Basic Concepts & Equations of Motion

• Vector perspective:
  • Displacement: $\vec{s} = \vec{v_0}t + \frac{1}{2}\vec{g}t^2$
  • $\vec{g} = (0, -g)$ in standard coordinates ($+y$ upward).
  • Critical reminder: $\vec{g}$ is always downward, so $g$ is positive but acceleration in $y$-direction is negative.
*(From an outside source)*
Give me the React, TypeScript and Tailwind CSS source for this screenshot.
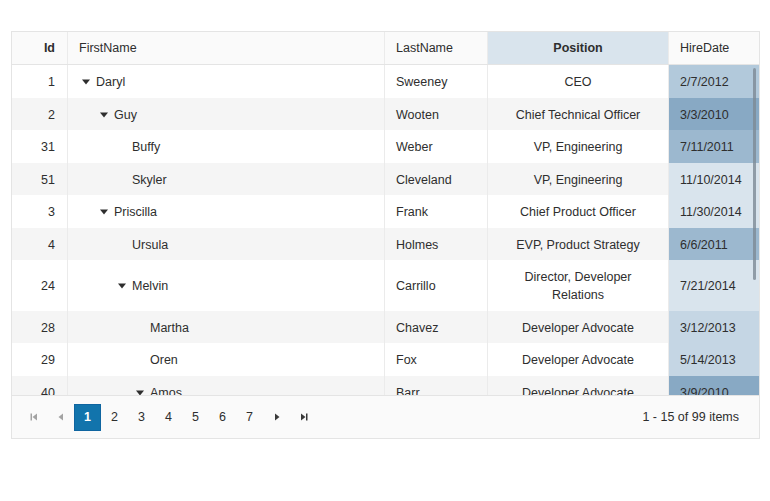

• Component decomposition (standard $x$-$y$ coordinates):
  • Equation:
    • $x(t) = v_0 t \cos\theta$
    • $y(t) = v_0 t\sin\theta - \frac{1}{2} g t^2$
  • Key insights:
    • Horizontal motion ($x$-axis): Constant velocity, no acceleration
    • Vertical motion ($y$-axis): free fall with constant acceleration $-g$.
  • Common confusion:
    • Using $\sin\theta$ for $x$-component or $\cos\theta$ for $y$-component
• Trajectory equation (path shape):
  • Eliminate time $t$ from $x(t)$ and $y(t)$:
    $$ y = x \tan\theta - \frac{g x^2}{2 v_0^2 \cos^2\theta} $$
    • Alternatively, rewrite using $\sec^2\theta = 1 + \tan^2\theta$:
      $$ y = x \tan\theta - \frac{g x^2 (1 + \tan^2\theta)}{2 v_0^2} $$
  • Why this matters: The trajectory is a parabola
• Special cases:
  • Horizontal throw ($\theta = 0^\circ$):
    • $x = v_0 t$, $y = -\frac{1}{2} g t^2$
    • Time to hit ground from height $h$: $t = \sqrt{\frac{2h}{g}}$
    • Critical reminder: Initial vertical velocity is zero, but vertical acceleration is still $-g$.
  • Symmetric diagonal throw (launch/land at same height):
    • Range: $R = \frac{v_0^2}{g} \sin 2\theta\propto \sin 2\theta$
      • Maximum range at $\theta = 45^\circ$ (since $\sin 90^\circ = 1$).
      • Same distance for $\theta = 45^\circ + \alpha$ and $\theta = 45^\circ - \alpha$
    • Common confusion:
      • Using $R = \frac{v_0^2 \sin 2\theta}{g}$ is invalid for asymmetric launches (e.g., off a cliff).
      • Always solve $y(t) = y_{\text{land}}$ for $t$ first.
• Time is universal:
  • $t$ is identical in $x(t)$ and $y(t)$. Never solve for separate times for horizontal/vertical motion.
  • Example: To find range, first solve $y(t) = 0$ for $t$ (using vertical motion), then plug $t$ into $x(t)$.